Carbon dioxide is not only a waste product, it can be used in the manufacture of a new generation of nanomaterials, according to a new study.
A research team has used waste carbon dioxide gas as a catalyst to manufacture novel nanomaterials. These materials have a greater ability to generate light. The carbon dioxide enhances the binding of different materials together. Here the gas acts like a catalyst. Catalysts are substances that participate in the chemical reactions, speed their courses and (almost) fully recover after the reactions are completed. In typical catalytic processes the catalysts must be activated at high temperatures, typically of several hundred degrees centigrade, often at a significantly increased pressure. The carbon dioxide is not only more efficient, it avoids the extreme physical conditions normally needed to trigger a reaction.

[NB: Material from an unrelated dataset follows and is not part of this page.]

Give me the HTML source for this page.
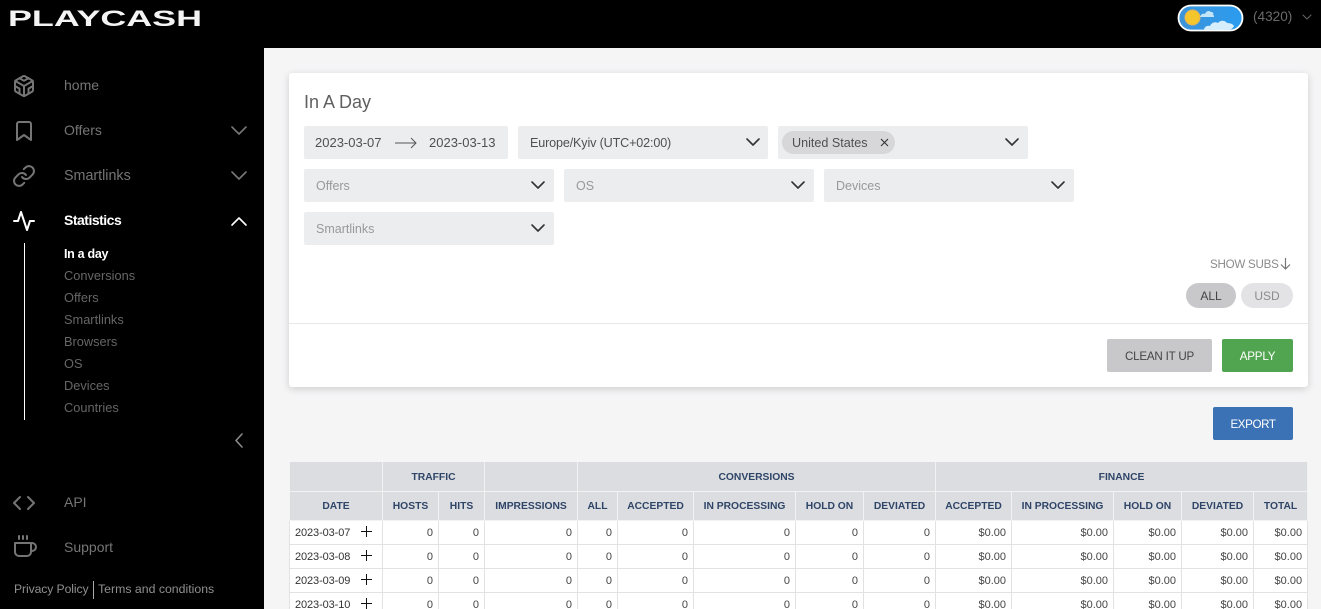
<!DOCTYPE html>
<html lang="en">
<head>
<meta charset="utf-8">
<title>PlayCash</title>
<style>
*{box-sizing:border-box}
html,body{margin:0;padding:0;width:1321px;height:609px;overflow:hidden;background:#f5f5f6;font-family:"Liberation Sans",sans-serif;color:#444}
#wrap{position:relative;width:1321px;height:609px;overflow:hidden;background:#f5f5f6}
.t{position:absolute;white-space:nowrap;line-height:16px;height:16px}
.a{position:absolute}
#top{left:0;top:0;width:1321px;height:48px;background:#000}
#side{left:0;top:0;width:264px;height:609px;background:#000}
.nav{font-size:14px;color:#757575;left:64px}
.sub{font-size:12.8px;color:#666;left:64px}
svg{position:absolute;overflow:visible}
.ic{fill:none;stroke:#757575;stroke-width:2;stroke-linecap:round;stroke-linejoin:round}
.chev{fill:none;stroke-width:1.6;stroke-linecap:round;stroke-linejoin:round}
#card{left:289px;top:73px;width:1019px;height:314px;background:#fff;border-radius:3px;box-shadow:0 2px 8px rgba(0,0,0,.16)}
.f{position:absolute;background:#ecedef;border-radius:2px;height:33px}
.ph{font-size:12.5px;color:#999}
.val{font-size:12.6px;color:#505050}
.btn{position:absolute;border-radius:2px;height:33px;font-size:11.6px;line-height:33px;text-align:center;padding-top:1px;letter-spacing:-.2px}
#tb{position:absolute;left:289px;top:462px;width:1018px;border-collapse:collapse;table-layout:fixed;font-size:11px}
#tb th{background:#dcdde0;color:#2f4568;font-weight:700;font-size:10.3px;height:29px;padding:1px 0 0;border:1px solid #f2f2f3;border-top:0;text-align:center;white-space:nowrap}
#tb tr:first-child th{padding-top:2px}
#tb td{background:#fff;color:#444;height:24px;padding:2px 5px 0 0;border:1px solid #e2e2e4;border-top:0;text-align:right;white-space:nowrap;font-size:11px}
#tb td.d{text-align:left;padding-left:5px;position:relative;color:#333;letter-spacing:-.1px}
.p{position:absolute;left:71px;top:5px;width:11px;height:11px}
.p:before{content:"";position:absolute;left:0;top:5px;width:11px;height:1.3px;background:#111}
.p:after{content:"";position:absolute;left:5px;top:0;width:1.3px;height:11px;background:#111}
</style>
</head>
<body>
<div id="wrap">
<div class="a" id="top"></div>
<div class="a" id="side"></div>

<svg style="left:0;top:0" width="220" height="36">
<text x="8" y="26" font-family="Liberation Sans" font-weight="700" font-size="22" fill="#f4f4f4" textLength="194" lengthAdjust="spacingAndGlyphs">PLAYCASH</text>
</svg>

<!-- toggle -->
<svg style="left:1177px;top:4px" width="67" height="28" viewBox="0 0 67 28">
<defs><linearGradient id="g" x1="0" x2="1" y1="0" y2="0"><stop offset="0" stop-color="#3d93d8"/><stop offset="1" stop-color="#2b9cf0"/></linearGradient></defs>
<rect x="1.5" y="1.5" width="64" height="25" rx="12.5" fill="url(#g)" stroke="#fff" stroke-width="1.8"/>
<circle cx="15.5" cy="13.5" r="7.5" fill="#f5c62c" stroke="#e6b458" stroke-width="1"/>
<path d="M23 13c1-3 3-4 5-3 1-3 4-4 6-2 2 0 3 1 2 3 1 0 1 1 1 2z" fill="#c4e5f8"/>
<path d="M27 26c0-3 3-5 6-4 1-3 5-5 8-3 2-3 7-3 9 0 3 0 6 1 7 3-1 2-3 4-6 4z" fill="#d6eefb"/>
</svg>
<div class="t" style="left:1253px;top:9px;font-size:13.6px;color:#6a6a6a">(4320)</div>
<svg style="left:1302px;top:14px" width="10" height="7"><path d="M1 1l4 4 4-4" class="chev" stroke="#666" style="stroke-width:1"/></svg>

<!-- nav -->
<svg class="ic" style="left:12px;top:74px" width="24" height="24" viewBox="0 0 24 24"><path d="M21 16V8a2 2 0 0 0-1-1.73l-7-4a2 2 0 0 0-2 0l-7 4A2 2 0 0 0 3 8v8a2 2 0 0 0 1 1.73l7 4a2 2 0 0 0 2 0l7-4A2 2 0 0 0 21 16z"/><path d="M7.5 4.21L12 6.81l4.5-2.6M7.5 19.79V14.6L3 12M21 12l-4.5 2.6v5.19M3.27 6.96L12 12.01l8.73-5.05M12 22.08V12"/></svg>
<div class="t nav" style="top:77px">home</div>

<svg class="ic" style="left:12px;top:119px" width="24" height="24" viewBox="0 0 24 24"><path d="M19 21l-7-5-7 5V5a2 2 0 0 1 2-2h10a2 2 0 0 1 2 2z"/></svg>
<div class="t nav" style="top:122px">Offers</div>
<svg style="left:231px;top:126px" width="16" height="10"><path d="M1 1l7 7 7-7" class="chev" stroke="#777"/></svg>

<svg class="ic" style="left:12px;top:164px" width="24" height="24" viewBox="0 0 24 24"><path d="M10 13a5 5 0 0 0 7.54.54l3-3a5 5 0 0 0-7.07-7.07l-1.72 1.71"/><path d="M14 11a5 5 0 0 0-7.54-.54l-3 3a5 5 0 0 0 7.07 7.07l1.71-1.71"/></svg>
<div class="t nav" style="top:168px;font-size:14.3px">Smartlinks</div>
<svg style="left:231px;top:171px" width="16" height="10"><path d="M1 1l7 7 7-7" class="chev" stroke="#777"/></svg>

<svg class="ic" style="left:12px;top:209px;stroke:#fff" width="24" height="24" viewBox="0 0 24 24"><path d="M22 12h-4l-3 9L9 3l-3 9H2"/></svg>
<div class="t nav" style="top:212px;color:#fff;font-weight:700;letter-spacing:-.5px">Statistics</div>
<svg style="left:231px;top:216px" width="16" height="10"><path d="M1 9l7-7 7 7" class="chev" stroke="#fff"/></svg>

<div class="a" style="left:24px;top:243px;width:1px;height:177px;background:#fff"></div>
<div class="t sub" style="top:246px;color:#fff;font-weight:700;font-size:12.5px;letter-spacing:-.3px">In a day</div>
<div class="t sub" style="top:268px">Conversions</div>
<div class="t sub" style="top:290px">Offers</div>
<div class="t sub" style="top:312px">Smartlinks</div>
<div class="t sub" style="top:334px">Browsers</div>
<div class="t sub" style="top:356px">OS</div>
<div class="t sub" style="top:378px">Devices</div>
<div class="t sub" style="top:400px">Countries</div>

<svg style="left:234px;top:433px" width="10" height="15"><path d="M8 1L2 7.5 8 14" class="chev" stroke="#8a8a8a"/></svg>

<svg class="ic" style="left:12px;top:491px" width="24" height="24" viewBox="0 0 24 24"><path d="M16 18l6-6-6-6M8 6l-6 6 6 6"/></svg>
<div class="t nav" style="top:494px">API</div>
<svg class="ic" style="left:13px;top:535px" width="24" height="24" viewBox="0 0 24 24"><path d="M18 8h1a4 4 0 0 1 0 8h-1"/><path d="M2 8h16v9a4 4 0 0 1-4 4H6a4 4 0 0 1-4-4V8z"/><path d="M6 1v3M10 1v3M14 1v3"/></svg>
<div class="t nav" style="top:539px">Support</div>

<div class="t" style="left:14px;top:581px;font-size:12.2px;color:#8f8f8f;letter-spacing:-.1px">Privacy Policy</div>
<div class="a" style="left:93px;top:581px;width:1px;height:18px;background:#aaa"></div>
<div class="t" style="left:98px;top:581px;font-size:12.3px;color:#8f8f8f">Terms and conditions</div>

<!-- card -->
<div class="a" id="card"></div>
<div class="t" style="left:304px;top:94px;font-size:18px;color:#606060">In A Day</div>

<div class="f" style="left:304px;top:126px;width:204px"></div>
<div class="t val" style="left:315px;top:135px;font-size:13px">2023-03-07</div>
<svg style="left:394px;top:136px" width="24" height="14"><path d="M1 7h21M17 2l5 5-5 5" fill="none" stroke="#555" stroke-width="1"/></svg>
<div class="t val" style="left:429px;top:135px;font-size:13px">2023-03-13</div>

<div class="f" style="left:518px;top:126px;width:250px"></div>
<div class="t val" style="left:530px;top:135px;letter-spacing:-.15px">Europe/Kyiv (UTC+02:00)</div>
<svg style="left:746px;top:138px" width="14" height="9"><path d="M1 1l6 6 6-6" class="chev" stroke="#333"/></svg>

<div class="f" style="left:778px;top:126px;width:250px"></div>
<div class="a" style="left:782px;top:131px;width:113px;height:23px;border-radius:12px;background:#d7d7d9"></div>
<div class="t val" style="left:792px;top:135px">United States</div>
<svg style="left:880px;top:138px" width="9" height="9"><path d="M1 1l7 7M8 1L1 8" fill="none" stroke="#333" stroke-width="1.1"/></svg>
<svg style="left:1005px;top:138px" width="14" height="9"><path d="M1 1l6 6 6-6" class="chev" stroke="#333"/></svg>

<div class="f" style="left:304px;top:169px;width:250px"></div>
<div class="t ph" style="left:316px;top:178px">Offers</div>
<svg style="left:531px;top:181px" width="14" height="9"><path d="M1 1l6 6 6-6" class="chev" stroke="#333"/></svg>

<div class="f" style="left:564px;top:169px;width:250px"></div>
<div class="t ph" style="left:576px;top:178px">OS</div>
<svg style="left:791px;top:181px" width="14" height="9"><path d="M1 1l6 6 6-6" class="chev" stroke="#333"/></svg>

<div class="f" style="left:824px;top:169px;width:250px"></div>
<div class="t ph" style="left:836px;top:178px">Devices</div>
<svg style="left:1051px;top:181px" width="14" height="9"><path d="M1 1l6 6 6-6" class="chev" stroke="#333"/></svg>

<div class="f" style="left:304px;top:212px;width:250px"></div>
<div class="t ph" style="left:316px;top:221px">Smartlinks</div>
<svg style="left:531px;top:224px" width="14" height="9"><path d="M1 1l6 6 6-6" class="chev" stroke="#333"/></svg>

<div class="t" style="left:1210px;top:257px;font-size:11.6px;color:#8a8a8a;letter-spacing:-.25px">SHOW SUBS</div>
<svg style="left:1280px;top:258px" width="11" height="12"><path d="M5.5 0v11M1 6.5l4.5 4.5L10 6.5" fill="none" stroke="#777" stroke-width="1.2"/></svg>

<div class="a" style="left:1186px;top:283px;width:50px;height:25px;border-radius:13px;background:#c8c8ca;text-align:center;line-height:26px;font-size:12px;color:#444">ALL</div>
<div class="a" style="left:1241px;top:283px;width:52px;height:25px;border-radius:13px;background:#e3e3e5;text-align:center;line-height:26px;font-size:12px;color:#8a8a90">USD</div>

<div class="a" style="left:289px;top:323px;width:1019px;height:1px;background:#e8e8e8"></div>

<div class="btn" style="left:1107px;top:339px;width:105px;background:#c8c8ca;color:#444">CLEAN IT UP</div>
<div class="btn" style="left:1222px;top:339px;width:71px;background:#52a550;color:#fff">APPLY</div>
<div class="btn" style="left:1213px;top:407px;width:80px;background:#3b71b5;color:#fff;letter-spacing:-.4px">EXPORT</div>

<!-- table -->
<table id="tb">
<colgroup>
<col style="width:93px"><col style="width:56px"><col style="width:46px"><col style="width:93px"><col style="width:40px"><col style="width:76px"><col style="width:102px"><col style="width:68px"><col style="width:72px"><col style="width:76px"><col style="width:102px"><col style="width:68px"><col style="width:72px"><col style="width:54px">
</colgroup>
<tr><th></th><th colspan="2">TRAFFIC</th><th></th><th colspan="5">CONVERSIONS</th><th colspan="5">FINANCE</th></tr>
<tr><th>DATE</th><th>HOSTS</th><th>HITS</th><th>IMPRESSIONS</th><th>ALL</th><th>ACCEPTED</th><th>IN PROCESSING</th><th>HOLD ON</th><th>DEVIATED</th><th>ACCEPTED</th><th>IN PROCESSING</th><th>HOLD ON</th><th>DEVIATED</th><th>TOTAL</th></tr>
<tr><td class="d">2023-03-07<span class="p"></span></td><td>0</td><td>0</td><td>0</td><td>0</td><td>0</td><td>0</td><td>0</td><td>0</td><td>$0.00</td><td>$0.00</td><td>$0.00</td><td>$0.00</td><td>$0.00</td></tr>
<tr><td class="d">2023-03-08<span class="p"></span></td><td>0</td><td>0</td><td>0</td><td>0</td><td>0</td><td>0</td><td>0</td><td>0</td><td>$0.00</td><td>$0.00</td><td>$0.00</td><td>$0.00</td><td>$0.00</td></tr>
<tr><td class="d">2023-03-09<span class="p"></span></td><td>0</td><td>0</td><td>0</td><td>0</td><td>0</td><td>0</td><td>0</td><td>0</td><td>$0.00</td><td>$0.00</td><td>$0.00</td><td>$0.00</td><td>$0.00</td></tr>
<tr><td class="d">2023-03-10<span class="p"></span></td><td>0</td><td>0</td><td>0</td><td>0</td><td>0</td><td>0</td><td>0</td><td>0</td><td>$0.00</td><td>$0.00</td><td>$0.00</td><td>$0.00</td><td>$0.00</td></tr>
</table>
</div>
</body>
</html>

The novel materials, according to Controlled Environments, are highly porous and they show an extended surface area. The main application is intended to be with the creation of microporous fluorescent materials. These materials can be used for the next generation of computer and television screens, and they emit light with quantum yield significantly higher than those of classical materials used in OLEDs (organic light-emitting diode).
Novel microporous material, composed of building blocks with zinc carbonate core encapsulated in appropriately designed organic shell (hydroxyquinoline ligands), is highly luminescent.
The research was undertaken at the Institute of Physical Chemistry of the Polish Academy of Sciences in Warsaw and the Faculty of Chemistry, Warsaw University of Technology.